Shakeri told investigators he was offered $500,000 each to kill the Americans but did not do so. He claimed his Iranian government contact also asked him to commit a mass shooting targeting Israeli tourists in October in Sri Lanka, according to the complaint. That effort was ultimately thwarted after a travel warning by the United States and Israel, U.S. officials said; an associate of Shakeri was arrested by Sri Lankan authorities.
Investigators noted in the court filing that some elements of Shakeri’s narratives were false, or that he omitted or lied about certain details. He was motivated to cooperate because he wanted to try to help free someone who is imprisoned in the United States, officials said.
Trump’s safety became a major concern in the final months of his campaign, after a July 14 attempt on his life at a rally in Butler, Pennsylvania, in which his ear was grazed by a bullet. The gunman, a 20-year-old Pennsylvania man, was killed at the scene. The shooting prompted major concerns about the Secret Service’s ability to effectively protect Trump, and other candidates and officials.

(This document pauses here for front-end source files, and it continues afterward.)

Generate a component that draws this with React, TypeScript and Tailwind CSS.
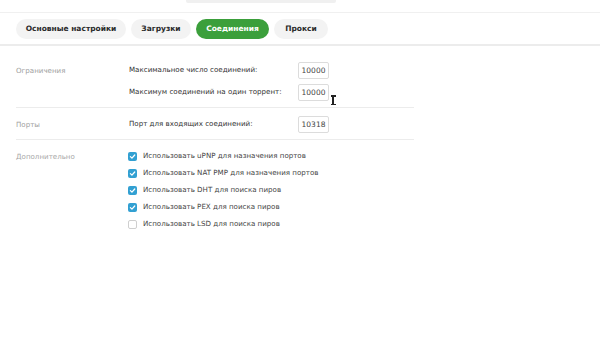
import React from "react";

const tabs = [
  { label: "Основные настройки", active: false, w: "w-[110px]" },
  { label: "Загрузки", active: false, w: "w-[60px]" },
  { label: "Соединения", active: true, w: "w-[73px]" },
  { label: "Прокси", active: false, w: "w-[54px]" },
];

function Check({ checked }: { checked: boolean }) {
  return checked ? (
    <span className="w-[9px] h-[9px] rounded-[2px] bg-[#32a0d2] flex items-center justify-center shrink-0">
      <svg width="7" height="7" viewBox="0 0 10 10">
        <path d="M2 5.2 L4.2 7.3 L8.2 2.8" stroke="white" strokeWidth="1.8" fill="none" strokeLinecap="round" strokeLinejoin="round" />
      </svg>
    </span>
  ) : (
    <span className="w-[9px] h-[9px] rounded-[2px] border border-[#cfcfcf] bg-white shrink-0" />
  );
}

function Input({ value }: { value: string }) {
  return (
    <div className="w-[31px] h-[17px] border border-[#dcdcdc] rounded-[2px] bg-white flex items-center justify-center text-[7.5px] text-[#444]">
      {value}
    </div>
  );
}

export default function App() {
  const checks = [
    { t: "Использовать uPNP для назначения портов", c: true },
    { t: "Использовать NAT PMP для назначения портов", c: true },
    { t: "Использовать DHT для поиска пиров", c: true },
    { t: "Использовать PEX для поиска пиров", c: true },
    { t: "Использовать LSD для поиска пиров", c: false },
  ];
  return (
    <div
      className="w-[600px] h-[337px] bg-white overflow-hidden relative"
      style={{ fontFamily: '"DejaVu Sans", Verdana, sans-serif' }}
    >
      {/* top strip */}
      <div className="h-[13px] border-b border-[#f0f0f0] flex">
        <div className="ml-[186px] w-[150px] h-[3px] bg-[#f0f0f0] rounded-b-[2px]" />
      </div>
      {/* tabs */}
      <div className="h-[33px] border-b-2 border-[#ececec] flex items-start pt-[6px] pl-[16px] gap-[5px]">
        {tabs.map((t) => (
          <div
            key={t.label}
            className={`${t.w} h-[20px] rounded-full flex items-center justify-center text-[7.5px] font-bold ${
              t.active ? "bg-[#3b9f3b] text-white" : "bg-[#f3f3f3] text-[#2a2a2a]"
            }`}
          >
            {t.label}
          </div>
        ))}
      </div>

      <div className="w-[398px] ml-[16px] text-[7.1px]">
        {/* limits */}
        <div className="flex pt-[16px] pb-[6px] border-b border-[#ececec]">
          <div className="w-[113px] text-[#a0a0a0] pt-[4px]">Ограничения</div>
          <div className="flex flex-col gap-[5px]">
            <div className="flex items-center w-[200px] justify-between">
              <span className="text-[#333]">Максимальное число соединений:</span>
              <Input value="10000" />
            </div>
            <div className="flex items-center w-[200px] justify-between">
              <span className="text-[#333]">Максимум соединений на один торрент:</span>
              <Input value="10000" />
            </div>
          </div>
        </div>
        {/* ports */}
        <div className="flex pt-[8px] pb-[6px] border-b border-[#ececec]">
          <div className="w-[113px] text-[#a0a0a0] pt-[4px]">Порты</div>
          <div className="flex items-center w-[200px] justify-between">
            <span className="text-[#333]">Порт для входящих соединений:</span>
            <Input value="10318" />
          </div>
        </div>
        {/* extra */}
        <div className="flex pt-[12px]">
          <div className="w-[112px] text-[#a8a8a8]">Дополнительно</div>
          <div className="flex flex-col gap-[8px]">
            {checks.map((c) => (
              <div key={c.t} className="flex items-center gap-[6px] h-[9px]">
                <Check checked={c.c} />
                <span className="text-[#444]">{c.t}</span>
              </div>
            ))}
          </div>
        </div>
      </div>

      {/* text cursor */}
      <div className="absolute left-[330px] top-[95px] w-[6px] h-[10px] flex flex-col items-center">
        <div className="w-[5px] h-[1.5px] bg-[#222]" />
        <div className="w-[1.5px] flex-1 bg-[#222]" />
        <div className="w-[5px] h-[1.5px] bg-[#222]" />
      </div>
    </div>
  );
}
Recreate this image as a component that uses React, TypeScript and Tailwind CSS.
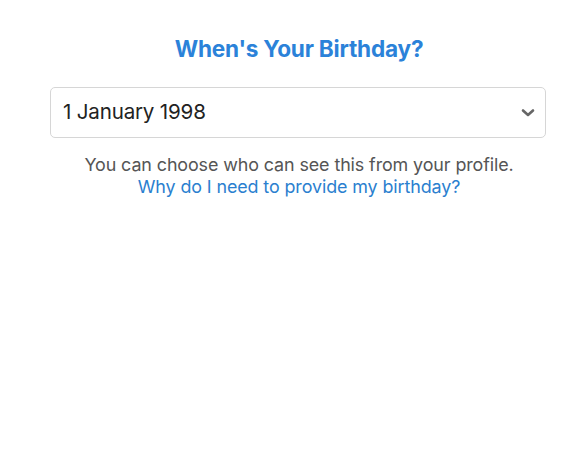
import React from "react";

export default function App() {
  return (
    <div className="w-[585px] h-[451px] bg-white" style={{ fontFamily: "Inter, 'Noto Sans', sans-serif" }}>
      <div className="flex flex-col items-center pt-[36px] pl-[13px]">
        <h1 className="text-[22.6px] leading-[26px] font-bold text-[#2b82d9] tracking-[-0.2px]">When's Your Birthday?</h1>
        <div className="mt-[25px] mr-[2px] w-[496px] h-[51px] border border-[#d6d6d6] rounded-[5px] flex items-center justify-between pl-[12px] pr-[10px]">
          <span className="text-[20.6px] text-[#222] tracking-[-0.2px]">1 January 1998</span>
          <svg width="14" height="10" viewBox="0 0 14 10">
            <path d="M2 2.5 L7 7 L12 2.5" stroke="#666" strokeWidth="2.6" fill="none" strokeLinecap="round" strokeLinejoin="round" />
          </svg>
        </div>
        <p className="mt-[16px] text-[17.9px] leading-[22px] text-[#555] tracking-[-0.1px]">You can choose who can see this from your profile.</p>
        <p className="text-[17.9px] leading-[22px] text-[#2b7fcf] tracking-[-0.1px]">Why do I need to provide my birthday?</p>
      </div>
    </div>
  );
}
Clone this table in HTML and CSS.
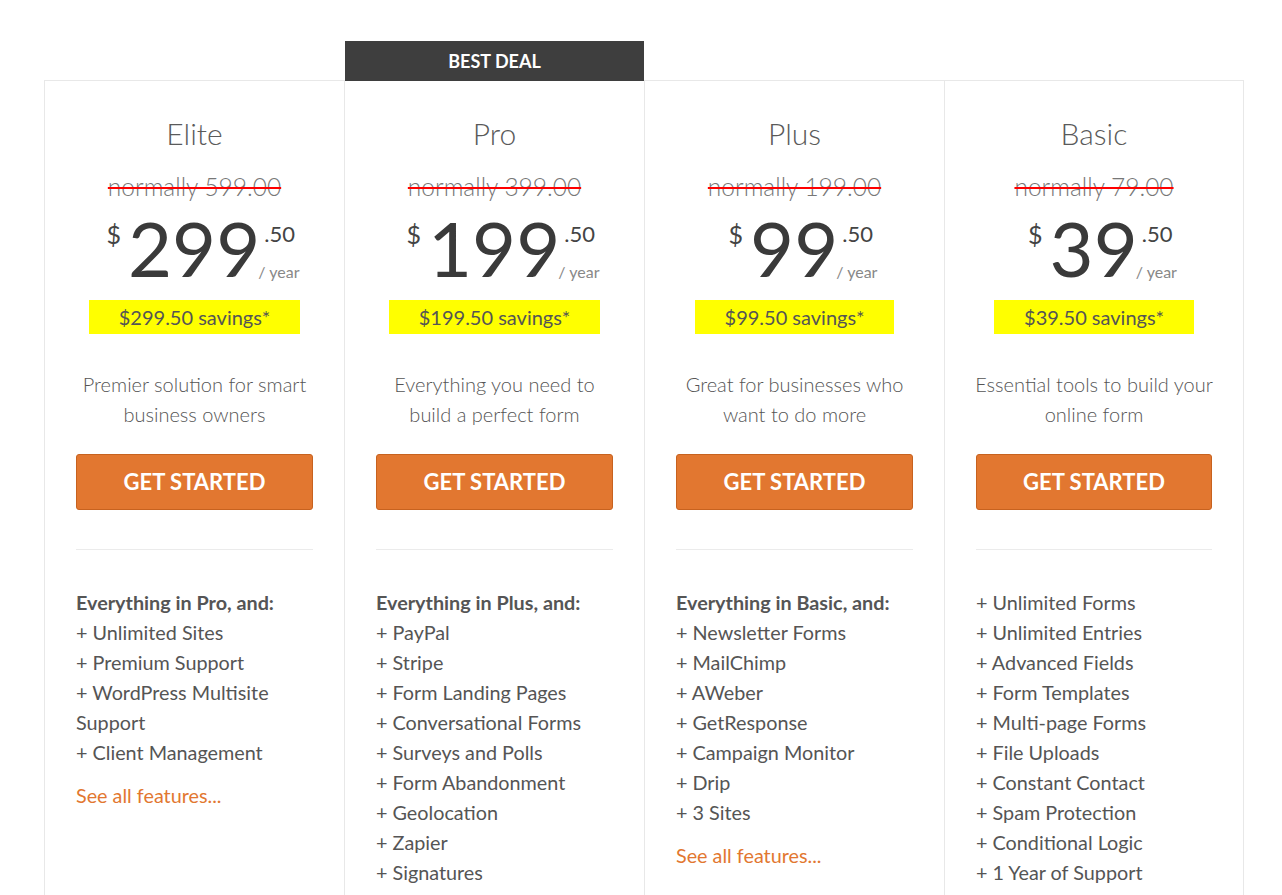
FILE: index.html
```html
<!DOCTYPE html>
<html lang="en">
<head>
<meta charset="utf-8">
<title>Pricing</title>
<link rel="stylesheet" href="styles.css">
</head>
<body>
<div class="page">
  <div class="plans">
    <div class="plan">
      <h2 class="plan-name">Elite</h2>
      <div class="normally"><span class="strike">normally 599.00</span></div>
      <div class="price">
        <span class="currency">$</span>
        <span class="amount">299</span>
        <span class="side"><span class="cents">.50</span><span class="per">/ year</span></span>
      </div>
      <div class="savings-wrap"><span class="savings">$299.50 savings*</span></div>
      <p class="desc">Premier solution for smart business owners</p>
      <a class="btn" href="#">GET STARTED</a>
      <hr class="sep">
      <ul class="features">
        <li class="head">Everything in Pro, and:</li>
        <li>+ Unlimited Sites</li>
        <li>+ Premium Support</li>
        <li>+ WordPress Multisite Support</li>
        <li>+ Client Management</li>
      </ul>
      <a class="more" href="#">See all features...</a>
    </div>
    <div class="plan featured">
      <div class="ribbon">BEST DEAL</div>
      <h2 class="plan-name">Pro</h2>
      <div class="normally"><span class="strike">normally 399.00</span></div>
      <div class="price">
        <span class="currency">$</span>
        <span class="amount">199</span>
        <span class="side"><span class="cents">.50</span><span class="per">/ year</span></span>
      </div>
      <div class="savings-wrap"><span class="savings">$199.50 savings*</span></div>
      <p class="desc">Everything you need to build a perfect form</p>
      <a class="btn" href="#">GET STARTED</a>
      <hr class="sep">
      <ul class="features">
        <li class="head">Everything in Plus, and:</li>
        <li>+ PayPal</li>
        <li>+ Stripe</li>
        <li>+ Form Landing Pages</li>
        <li>+ Conversational Forms</li>
        <li>+ Surveys and Polls</li>
        <li>+ Form Abandonment</li>
        <li>+ Geolocation</li>
        <li>+ Zapier</li>
        <li>+ Signatures</li>
      </ul>
      <a class="more" href="#">See all features...</a>
    </div>
    <div class="plan">
      <h2 class="plan-name">Plus</h2>
      <div class="normally"><span class="strike">normally 199.00</span></div>
      <div class="price">
        <span class="currency">$</span>
        <span class="amount">99</span>
        <span class="side"><span class="cents">.50</span><span class="per">/ year</span></span>
      </div>
      <div class="savings-wrap"><span class="savings">$99.50 savings*</span></div>
      <p class="desc">Great for businesses who want to do more</p>
      <a class="btn" href="#">GET STARTED</a>
      <hr class="sep">
      <ul class="features">
        <li class="head">Everything in Basic, and:</li>
        <li>+ Newsletter Forms</li>
        <li>+ MailChimp</li>
        <li>+ AWeber</li>
        <li>+ GetResponse</li>
        <li>+ Campaign Monitor</li>
        <li>+ Drip</li>
        <li>+ 3 Sites</li>
      </ul>
      <a class="more" href="#">See all features...</a>
    </div>
    <div class="plan">
      <h2 class="plan-name">Basic</h2>
      <div class="normally"><span class="strike">normally 79.00</span></div>
      <div class="price">
        <span class="currency">$</span>
        <span class="amount">39</span>
        <span class="side"><span class="cents">.50</span><span class="per">/ year</span></span>
      </div>
      <div class="savings-wrap"><span class="savings">$39.50 savings*</span></div>
      <p class="desc">Essential tools to build your online form</p>
      <a class="btn" href="#">GET STARTED</a>
      <hr class="sep">
      <ul class="features">
        <li>+ Unlimited Forms</li>
        <li>+ Unlimited Entries</li>
        <li>+ Advanced Fields</li>
        <li>+ Form Templates</li>
        <li>+ Multi-page Forms</li>
        <li>+ File Uploads</li>
        <li>+ Constant Contact</li>
        <li>+ Spam Protection</li>
        <li>+ Conditional Logic</li>
        <li>+ 1 Year of Support</li>
      </ul>
      <a class="more" href="#">See all features...</a>
    </div>
  </div>
</div>
</body>
</html>
```
FILE: styles.css
```css
* { box-sizing: border-box; }
html, body { margin: 0; padding: 0; background: #fff; }
body {
  font-family: Lato, "Open Sans", "Liberation Sans", sans-serif;
  color: #555;
}
.page {
  padding: 80px 0 0 44px;
}
.plans {
  display: grid;
  grid-template-columns: repeat(4, 300px);
  width: 1200px;
  border-top: 1px solid #e8e8e8;
}
.plan {
  position: relative;
  border-left: 1px solid #e8e8e8;
  padding: 34px 31px 60px 31px;
}
.plan:last-child { border-right: 1px solid #e8e8e8; }
.ribbon {
  position: absolute;
  top: -40px;
  left: 0;
  right: 0;
  height: 40px;
  line-height: 40px;
  background: #3e3e3e;
  color: #fff;
  font-weight: 700;
  font-size: 18px;
  text-align: center;
}
.plan-name {
  margin: 0;
  font-weight: 300;
  font-size: 30px;
  line-height: 36px;
  color: #5a5a5a;
  text-align: center;
}
.normally {
  margin-top: 21px;
  text-align: center;
  font-size: 24.5px;
  line-height: 30px;
  font-weight: 300;
  color: #777;
}
.strike {
  text-decoration: line-through;
  text-decoration-color: #f00;
  text-decoration-thickness: 2px;
}
.price {
  margin-top: 8px;
  display: flex;
  justify-content: center;
  padding-left: 17px;
  height: 76px;
  color: #444;
}
.currency {
  font-size: 25px;
  line-height: 30px;
  font-weight: 400;
  margin-top: 9px;
  margin-right: 7px;
}
.amount {
  font-size: 76px;
  line-height: 76px;
  font-weight: 400;
  color: #3a3a3a;
}
.side {
  display: flex;
  flex-direction: column;
  justify-content: space-between;
  padding: 11px 0 5px 0;
  margin-left: -2px;
}
.cents {
  font-size: 22px;
  line-height: 26px;
  font-weight: 400;
  padding-left: 6px;
}
.per {
  font-size: 16px;
  line-height: 18px;
  font-weight: 400;
  color: #888;
}
.savings-wrap {
  margin-top: 14px;
  text-align: center;
}
.savings {
  display: inline-block;
  background: #ffff00;
  padding: 0 30px;
  height: 34px;
  line-height: 34px;
  font-size: 20px;
  color: #555;
}
.desc {
  margin: 35px -4px 0 -4px;
  text-align: center;
  font-size: 20px;
  line-height: 30px;
  font-weight: 300;
  color: #555;
}
.btn {
  display: block;
  margin-top: 25px;
  height: 56px;
  line-height: 54px;
  background: #e27730;
  border: 1px solid #c7621f;
  border-radius: 3px;
  color: #fff;
  text-decoration: none;
  text-align: center;
  font-weight: 700;
  font-size: 22px;
}
.sep {
  margin: 39px 0 0 0;
  border: 0;
  border-top: 1px solid #ebebeb;
  height: 0;
}
.features {
  list-style: none;
  margin: 37px 0 0 0;
  padding: 0;
  font-size: 19.8px;
  line-height: 30px;
  color: #555;
}
.features .head { font-weight: 700; }
.more {
  display: block;
  margin-top: 13px;
  font-size: 19.8px;
  line-height: 30px;
  color: #e27730;
  text-decoration: none;
}
```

Separately, a man taken into custody outside Trump’s West Palm Beach, Florida, golf course in mid-September is charged with attempting to assassinate Trump.
Neither incident is believed to be connected to the Iranians’ indictment. But the campaign was briefed this summer on what officials believed to be an active plot by Iranians to assassinate him, further heightening safety concerns among Trump and his aides, and increasing tension between their team and the Secret Service even as his precautions and levels of protection increased.
The Washington Post reported last month that after campaign advisers were told of Iran’s alleged efforts, his campaign requested military aircraft for his travel, expanded flight restrictions over his residences and rallies, and other security measures that would have been unprecedented for former presidents or political candidates.